## DATA LINES
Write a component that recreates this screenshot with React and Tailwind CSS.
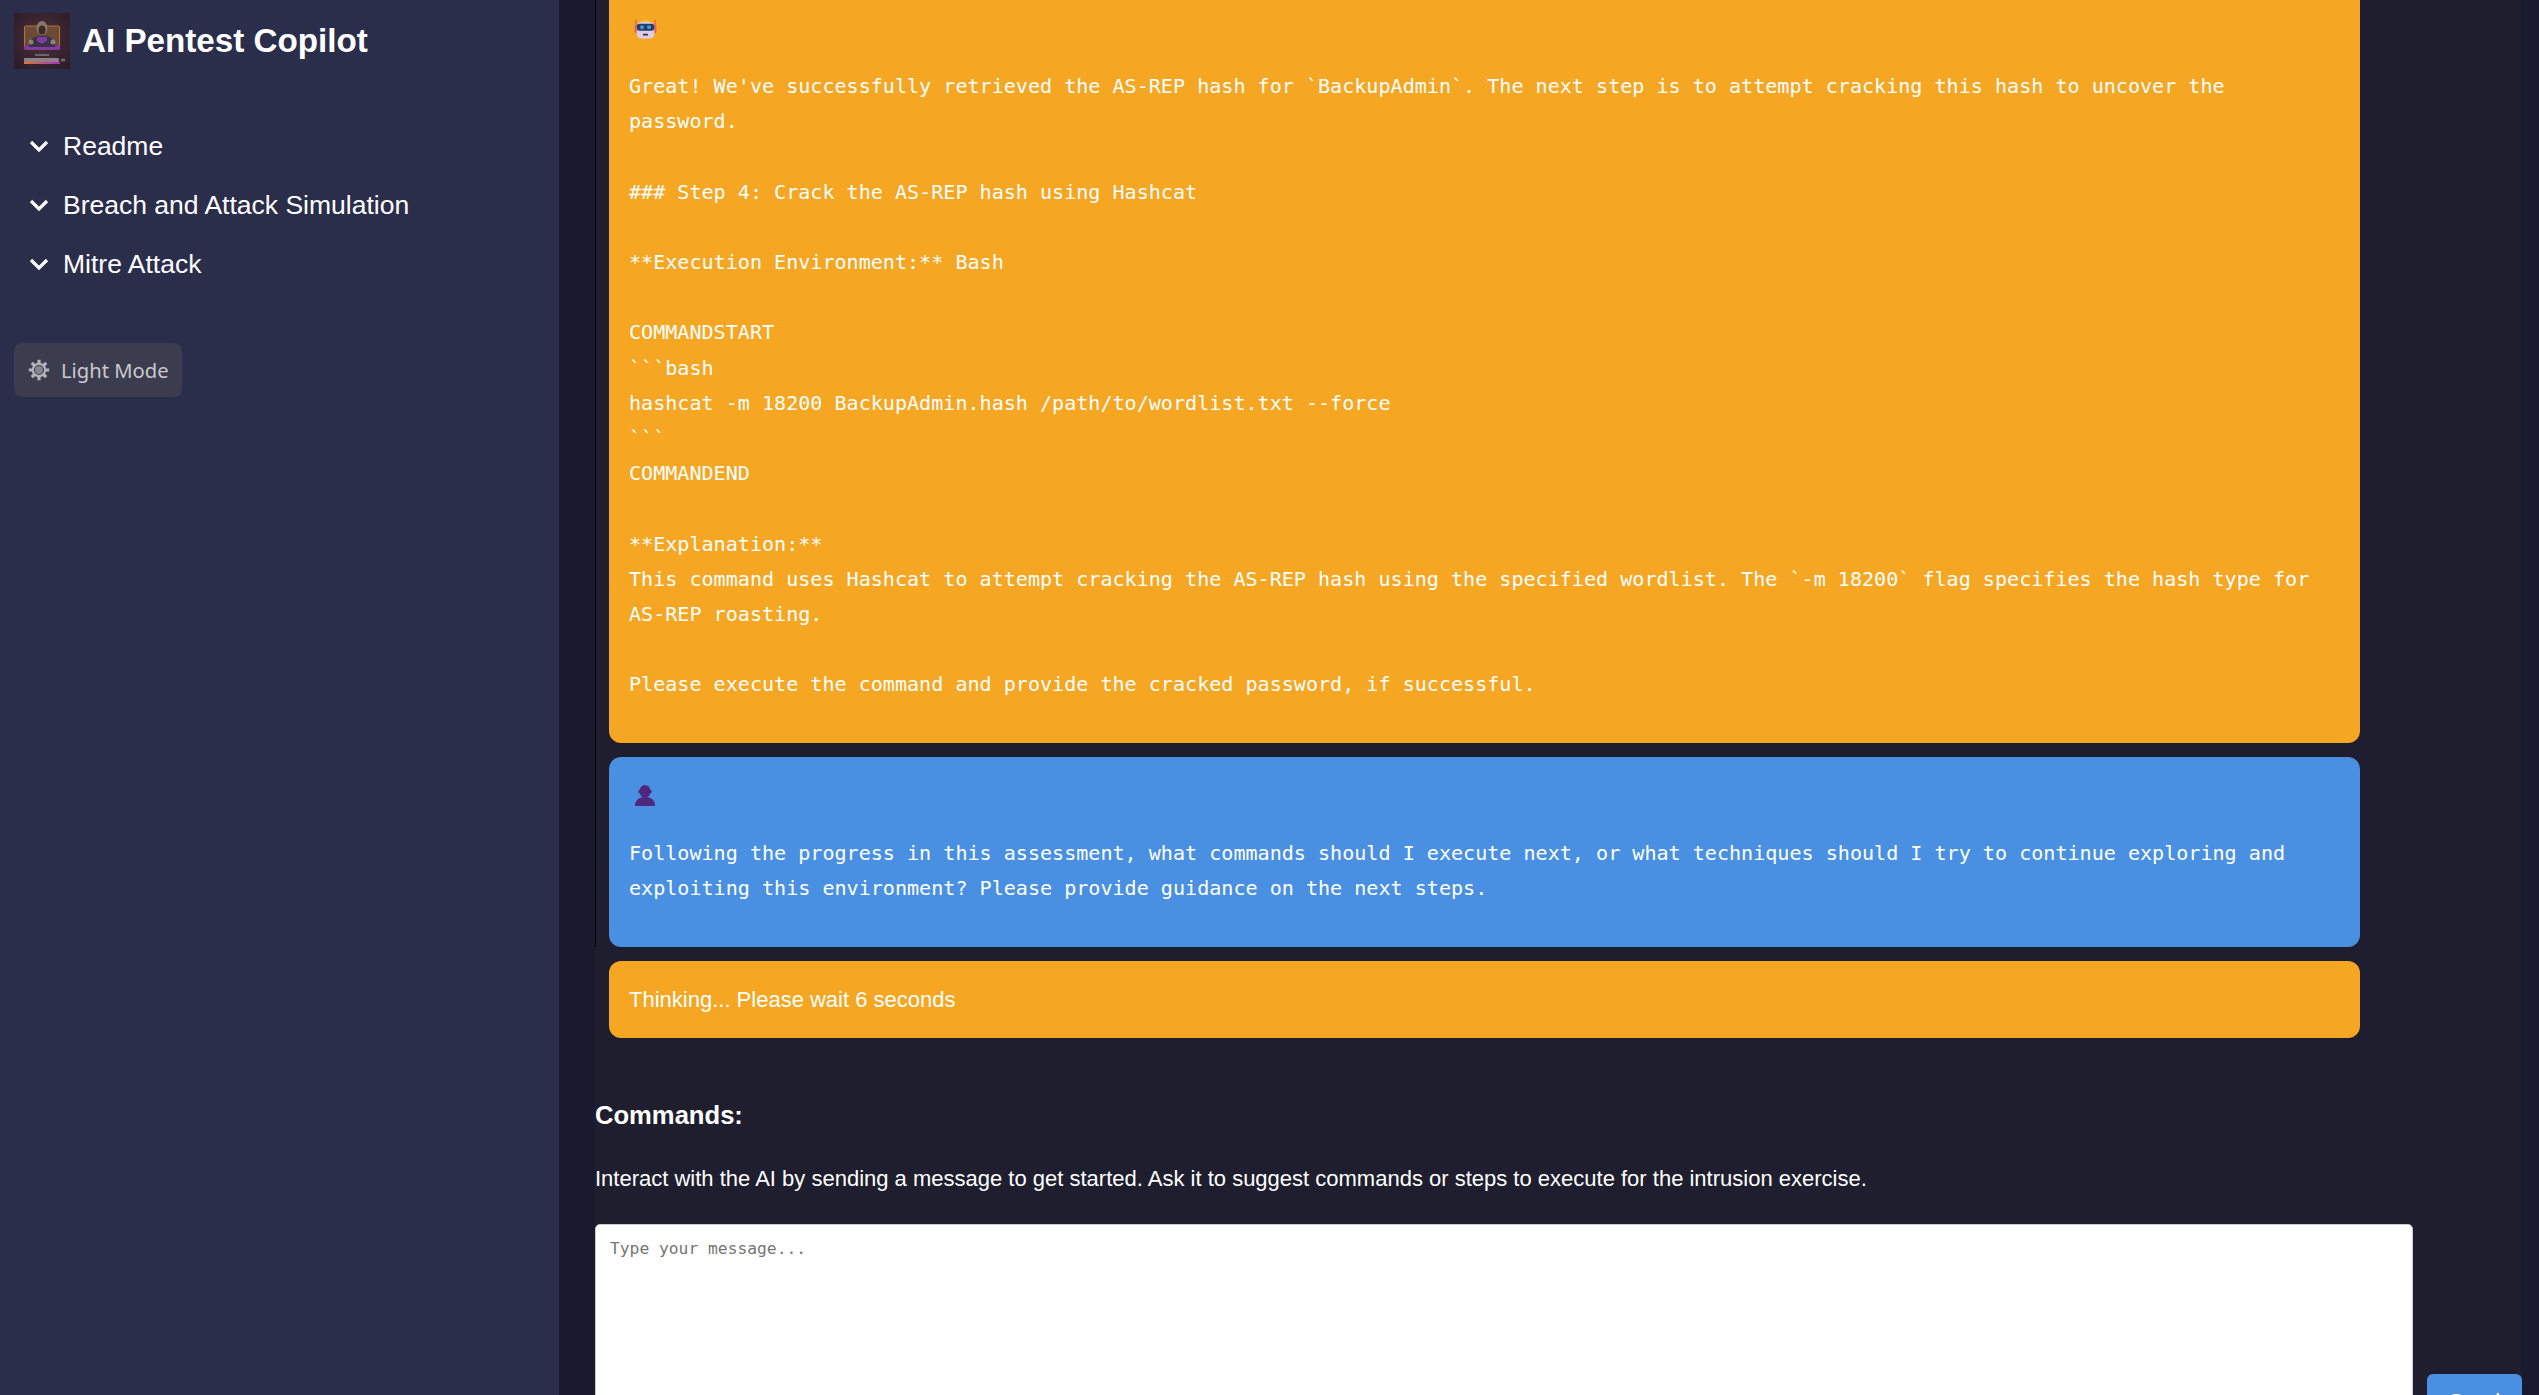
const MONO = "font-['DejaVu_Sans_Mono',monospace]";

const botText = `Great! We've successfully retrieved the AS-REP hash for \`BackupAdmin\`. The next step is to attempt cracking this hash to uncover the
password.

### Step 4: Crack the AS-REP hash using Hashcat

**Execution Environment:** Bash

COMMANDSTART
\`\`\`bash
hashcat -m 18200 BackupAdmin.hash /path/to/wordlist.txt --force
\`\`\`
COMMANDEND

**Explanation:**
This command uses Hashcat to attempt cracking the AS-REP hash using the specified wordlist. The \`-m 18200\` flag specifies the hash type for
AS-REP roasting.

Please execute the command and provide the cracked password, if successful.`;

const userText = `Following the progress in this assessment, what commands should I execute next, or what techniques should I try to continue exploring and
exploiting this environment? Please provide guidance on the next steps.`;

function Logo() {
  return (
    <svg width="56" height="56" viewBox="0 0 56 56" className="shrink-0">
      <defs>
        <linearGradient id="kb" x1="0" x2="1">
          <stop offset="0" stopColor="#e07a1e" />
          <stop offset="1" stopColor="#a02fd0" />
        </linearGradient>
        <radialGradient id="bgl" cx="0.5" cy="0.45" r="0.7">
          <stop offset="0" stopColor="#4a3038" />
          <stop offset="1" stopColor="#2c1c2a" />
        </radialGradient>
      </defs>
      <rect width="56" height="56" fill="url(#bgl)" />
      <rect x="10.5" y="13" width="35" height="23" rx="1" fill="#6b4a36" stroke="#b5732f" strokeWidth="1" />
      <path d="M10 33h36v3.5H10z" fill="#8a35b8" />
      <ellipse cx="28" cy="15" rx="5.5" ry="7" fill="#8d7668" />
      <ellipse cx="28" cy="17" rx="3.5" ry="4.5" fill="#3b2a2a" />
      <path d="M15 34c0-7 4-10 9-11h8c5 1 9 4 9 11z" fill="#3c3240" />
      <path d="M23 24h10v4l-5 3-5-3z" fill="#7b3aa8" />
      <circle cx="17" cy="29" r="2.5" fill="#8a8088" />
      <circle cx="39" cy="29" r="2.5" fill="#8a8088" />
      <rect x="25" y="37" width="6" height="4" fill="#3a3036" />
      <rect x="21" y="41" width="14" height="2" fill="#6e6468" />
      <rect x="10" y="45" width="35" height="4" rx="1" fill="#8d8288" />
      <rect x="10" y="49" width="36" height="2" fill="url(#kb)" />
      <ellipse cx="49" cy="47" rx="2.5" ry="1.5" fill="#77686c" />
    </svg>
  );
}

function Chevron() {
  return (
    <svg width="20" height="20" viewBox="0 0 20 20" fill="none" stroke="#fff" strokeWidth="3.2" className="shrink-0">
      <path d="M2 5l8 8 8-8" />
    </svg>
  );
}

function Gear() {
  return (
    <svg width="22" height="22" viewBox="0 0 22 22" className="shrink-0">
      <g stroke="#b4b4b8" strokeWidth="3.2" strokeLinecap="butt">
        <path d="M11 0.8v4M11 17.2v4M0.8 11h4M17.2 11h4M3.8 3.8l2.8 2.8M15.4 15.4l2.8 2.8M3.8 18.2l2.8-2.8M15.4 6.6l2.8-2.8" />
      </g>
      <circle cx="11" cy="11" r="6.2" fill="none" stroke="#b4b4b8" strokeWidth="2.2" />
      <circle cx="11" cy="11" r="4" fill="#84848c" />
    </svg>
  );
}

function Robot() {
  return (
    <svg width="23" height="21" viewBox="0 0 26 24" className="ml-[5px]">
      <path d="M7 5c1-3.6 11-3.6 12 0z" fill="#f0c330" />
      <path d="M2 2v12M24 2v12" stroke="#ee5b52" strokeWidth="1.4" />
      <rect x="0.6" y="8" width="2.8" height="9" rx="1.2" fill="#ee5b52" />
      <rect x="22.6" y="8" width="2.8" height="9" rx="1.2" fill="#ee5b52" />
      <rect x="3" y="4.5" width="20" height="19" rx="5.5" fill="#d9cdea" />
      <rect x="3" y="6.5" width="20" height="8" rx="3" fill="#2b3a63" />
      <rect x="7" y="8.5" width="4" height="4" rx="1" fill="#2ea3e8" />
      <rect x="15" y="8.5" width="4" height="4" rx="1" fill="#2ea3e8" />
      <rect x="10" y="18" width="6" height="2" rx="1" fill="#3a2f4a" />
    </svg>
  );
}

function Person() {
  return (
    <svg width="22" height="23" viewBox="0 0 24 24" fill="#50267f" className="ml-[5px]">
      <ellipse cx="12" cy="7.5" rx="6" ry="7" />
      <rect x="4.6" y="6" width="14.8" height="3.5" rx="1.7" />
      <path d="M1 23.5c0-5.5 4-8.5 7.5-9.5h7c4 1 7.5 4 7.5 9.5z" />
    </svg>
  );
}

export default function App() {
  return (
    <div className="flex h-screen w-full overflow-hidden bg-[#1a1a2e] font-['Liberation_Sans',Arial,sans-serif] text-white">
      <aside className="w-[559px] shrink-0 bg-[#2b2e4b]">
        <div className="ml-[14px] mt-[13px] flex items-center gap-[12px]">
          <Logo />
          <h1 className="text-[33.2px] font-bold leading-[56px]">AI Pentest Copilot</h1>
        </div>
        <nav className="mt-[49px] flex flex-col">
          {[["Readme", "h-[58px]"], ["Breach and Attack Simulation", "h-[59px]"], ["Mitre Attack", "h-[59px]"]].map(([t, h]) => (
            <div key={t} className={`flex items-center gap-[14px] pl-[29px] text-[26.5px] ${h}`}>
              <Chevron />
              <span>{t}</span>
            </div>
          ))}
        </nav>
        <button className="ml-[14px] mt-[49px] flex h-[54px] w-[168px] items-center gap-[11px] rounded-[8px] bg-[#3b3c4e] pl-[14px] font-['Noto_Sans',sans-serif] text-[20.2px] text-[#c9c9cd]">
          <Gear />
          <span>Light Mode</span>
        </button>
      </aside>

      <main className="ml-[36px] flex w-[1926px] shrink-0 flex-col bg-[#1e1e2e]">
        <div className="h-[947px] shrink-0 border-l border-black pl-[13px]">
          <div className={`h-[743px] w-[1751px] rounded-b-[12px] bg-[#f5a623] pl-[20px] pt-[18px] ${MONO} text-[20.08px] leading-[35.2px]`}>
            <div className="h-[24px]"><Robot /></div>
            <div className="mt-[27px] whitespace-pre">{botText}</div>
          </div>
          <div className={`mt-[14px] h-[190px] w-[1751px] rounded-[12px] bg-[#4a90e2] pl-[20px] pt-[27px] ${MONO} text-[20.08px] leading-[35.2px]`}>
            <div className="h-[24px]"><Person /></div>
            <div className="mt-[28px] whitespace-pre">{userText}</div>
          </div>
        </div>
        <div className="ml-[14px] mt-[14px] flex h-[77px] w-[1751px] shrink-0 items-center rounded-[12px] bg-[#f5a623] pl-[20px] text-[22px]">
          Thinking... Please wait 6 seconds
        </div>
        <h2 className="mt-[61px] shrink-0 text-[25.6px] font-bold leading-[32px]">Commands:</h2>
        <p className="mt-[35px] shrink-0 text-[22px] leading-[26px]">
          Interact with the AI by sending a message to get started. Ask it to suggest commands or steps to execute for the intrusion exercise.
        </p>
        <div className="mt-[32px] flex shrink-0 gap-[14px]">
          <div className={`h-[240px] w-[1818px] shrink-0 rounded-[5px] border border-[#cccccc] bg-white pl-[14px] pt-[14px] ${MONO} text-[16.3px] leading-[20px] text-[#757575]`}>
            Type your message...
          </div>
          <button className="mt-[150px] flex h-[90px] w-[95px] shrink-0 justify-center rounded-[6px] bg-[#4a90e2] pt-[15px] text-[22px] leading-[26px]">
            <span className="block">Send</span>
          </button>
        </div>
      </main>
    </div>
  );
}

## WHAT THE EXERCISE ASKS
Omit every picture while copying the listing above exactly.

## SOLUTION
Write a component that recreates this screenshot with React and Tailwind CSS.
const MONO = "font-['DejaVu_Sans_Mono',monospace]";

const botText = `Great! We've successfully retrieved the AS-REP hash for \`BackupAdmin\`. The next step is to attempt cracking this hash to uncover the
password.

### Step 4: Crack the AS-REP hash using Hashcat

**Execution Environment:** Bash

COMMANDSTART
\`\`\`bash
hashcat -m 18200 BackupAdmin.hash /path/to/wordlist.txt --force
\`\`\`
COMMANDEND

**Explanation:**
This command uses Hashcat to attempt cracking the AS-REP hash using the specified wordlist. The \`-m 18200\` flag specifies the hash type for
AS-REP roasting.

Please execute the command and provide the cracked password, if successful.`;

const userText = `Following the progress in this assessment, what commands should I execute next, or what techniques should I try to continue exploring and
exploiting this environment? Please provide guidance on the next steps.`;

function Logo() {
  return (
    <svg width="56" height="56" viewBox="0 0 56 56" className="shrink-0">
      <defs>
        <linearGradient id="kb" x1="0" x2="1">
          <stop offset="0" stopColor="#e07a1e" />
          <stop offset="1" stopColor="#a02fd0" />
        </linearGradient>
        <radialGradient id="bgl" cx="0.5" cy="0.45" r="0.7">
          <stop offset="0" stopColor="#4a3038" />
          <stop offset="1" stopColor="#2c1c2a" />
        </radialGradient>
      </defs>
      <rect width="56" height="56" fill="url(#bgl)" />
      <rect x="10.5" y="13" width="35" height="23" rx="1" fill="#6b4a36" stroke="#b5732f" strokeWidth="1" />
      <path d="M10 33h36v3.5H10z" fill="#8a35b8" />
      <ellipse cx="28" cy="15" rx="5.5" ry="7" fill="#8d7668" />
      <ellipse cx="28" cy="17" rx="3.5" ry="4.5" fill="#3b2a2a" />
      <path d="M15 34c0-7 4-10 9-11h8c5 1 9 4 9 11z" fill="#3c3240" />
      <path d="M23 24h10v4l-5 3-5-3z" fill="#7b3aa8" />
      <circle cx="17" cy="29" r="2.5" fill="#8a8088" />
      <circle cx="39" cy="29" r="2.5" fill="#8a8088" />
      <rect x="25" y="37" width="6" height="4" fill="#3a3036" />
      <rect x="21" y="41" width="14" height="2" fill="#6e6468" />
      <rect x="10" y="45" width="35" height="4" rx="1" fill="#8d8288" />
      <rect x="10" y="49" width="36" height="2" fill="url(#kb)" />
      <ellipse cx="49" cy="47" rx="2.5" ry="1.5" fill="#77686c" />
    </svg>
  );
}

function Chevron() {
  return (
    <svg width="20" height="20" viewBox="0 0 20 20" fill="none" stroke="#fff" strokeWidth="3.2" className="shrink-0">
      <path d="M2 5l8 8 8-8" />
    </svg>
  );
}

function Gear() {
  return (
    <svg width="22" height="22" viewBox="0 0 22 22" className="shrink-0">
      <g stroke="#b4b4b8" strokeWidth="3.2" strokeLinecap="butt">
        <path d="M11 0.8v4M11 17.2v4M0.8 11h4M17.2 11h4M3.8 3.8l2.8 2.8M15.4 15.4l2.8 2.8M3.8 18.2l2.8-2.8M15.4 6.6l2.8-2.8" />
      </g>
      <circle cx="11" cy="11" r="6.2" fill="none" stroke="#b4b4b8" strokeWidth="2.2" />
      <circle cx="11" cy="11" r="4" fill="#84848c" />
    </svg>
  );
}

function Robot() {
  return (
    <svg width="23" height="21" viewBox="0 0 26 24" className="ml-[5px]">
      <path d="M7 5c1-3.6 11-3.6 12 0z" fill="#f0c330" />
      <path d="M2 2v12M24 2v12" stroke="#ee5b52" strokeWidth="1.4" />
      <rect x="0.6" y="8" width="2.8" height="9" rx="1.2" fill="#ee5b52" />
      <rect x="22.6" y="8" width="2.8" height="9" rx="1.2" fill="#ee5b52" />
      <rect x="3" y="4.5" width="20" height="19" rx="5.5" fill="#d9cdea" />
      <rect x="3" y="6.5" width="20" height="8" rx="3" fill="#2b3a63" />
      <rect x="7" y="8.5" width="4" height="4" rx="1" fill="#2ea3e8" />
      <rect x="15" y="8.5" width="4" height="4" rx="1" fill="#2ea3e8" />
      <rect x="10" y="18" width="6" height="2" rx="1" fill="#3a2f4a" />
    </svg>
  );
}

function Person() {
  return (
    <svg width="22" height="23" viewBox="0 0 24 24" fill="#50267f" className="ml-[5px]">
      <ellipse cx="12" cy="7.5" rx="6" ry="7" />
      <rect x="4.6" y="6" width="14.8" height="3.5" rx="1.7" />
      <path d="M1 23.5c0-5.5 4-8.5 7.5-9.5h7c4 1 7.5 4 7.5 9.5z" />
    </svg>
  );
}

export default function App() {
  return (
    <div className="flex h-screen w-full overflow-hidden bg-[#1a1a2e] font-['Liberation_Sans',Arial,sans-serif] text-white">
      <aside className="w-[559px] shrink-0 bg-[#2b2e4b]">
        <div className="ml-[14px] mt-[13px] flex items-center gap-[12px]">
          <Logo />
          <h1 className="text-[33.2px] font-bold leading-[56px]">AI Pentest Copilot</h1>
        </div>
        <nav className="mt-[49px] flex flex-col">
          {[["Readme", "h-[58px]"], ["Breach and Attack Simulation", "h-[59px]"], ["Mitre Attack", "h-[59px]"]].map(([t, h]) => (
            <div key={t} className={`flex items-center gap-[14px] pl-[29px] text-[26.5px] ${h}`}>
              <Chevron />
              <span>{t}</span>
            </div>
          ))}
        </nav>
        <button className="ml-[14px] mt-[49px] flex h-[54px] w-[168px] items-center gap-[11px] rounded-[8px] bg-[#3b3c4e] pl-[14px] font-['Noto_Sans',sans-serif] text-[20.2px] text-[#c9c9cd]">
          <Gear />
          <span>Light Mode</span>
        </button>
      </aside>

      <main className="ml-[36px] flex w-[1926px] shrink-0 flex-col bg-[#1e1e2e]">
        <div className="h-[947px] shrink-0 border-l border-black pl-[13px]">
          <div className={`h-[743px] w-[1751px] rounded-b-[12px] bg-[#f5a623] pl-[20px] pt-[18px] ${MONO} text-[20.08px] leading-[35.2px]`}>
            <div className="h-[24px]"><Robot /></div>
            <div className="mt-[27px] whitespace-pre">{botText}</div>
          </div>
          <div className={`mt-[14px] h-[190px] w-[1751px] rounded-[12px] bg-[#4a90e2] pl-[20px] pt-[27px] ${MONO} text-[20.08px] leading-[35.2px]`}>
            <div className="h-[24px]"><Person /></div>
            <div className="mt-[28px] whitespace-pre">{userText}</div>
          </div>
        </div>
        <div className="ml-[14px] mt-[14px] flex h-[77px] w-[1751px] shrink-0 items-center rounded-[12px] bg-[#f5a623] pl-[20px] text-[22px]">
          Thinking... Please wait 6 seconds
        </div>
        <h2 className="mt-[61px] shrink-0 text-[25.6px] font-bold leading-[32px]">Commands:</h2>
        <p className="mt-[35px] shrink-0 text-[22px] leading-[26px]">
          Interact with the AI by sending a message to get started. Ask it to suggest commands or steps to execute for the intrusion exercise.
        </p>
        <div className="mt-[32px] flex shrink-0 gap-[14px]">
          <div className={`h-[240px] w-[1818px] shrink-0 rounded-[5px] border border-[#cccccc] bg-white pl-[14px] pt-[14px] ${MONO} text-[16.3px] leading-[20px] text-[#757575]`}>
            Type your message...
          </div>
          <button className="mt-[150px] flex h-[90px] w-[95px] shrink-0 justify-center rounded-[6px] bg-[#4a90e2] pt-[15px] text-[22px] leading-[26px]">
            <span className="block">Send</span>
          </button>
        </div>
      </main>
    </div>
  );
}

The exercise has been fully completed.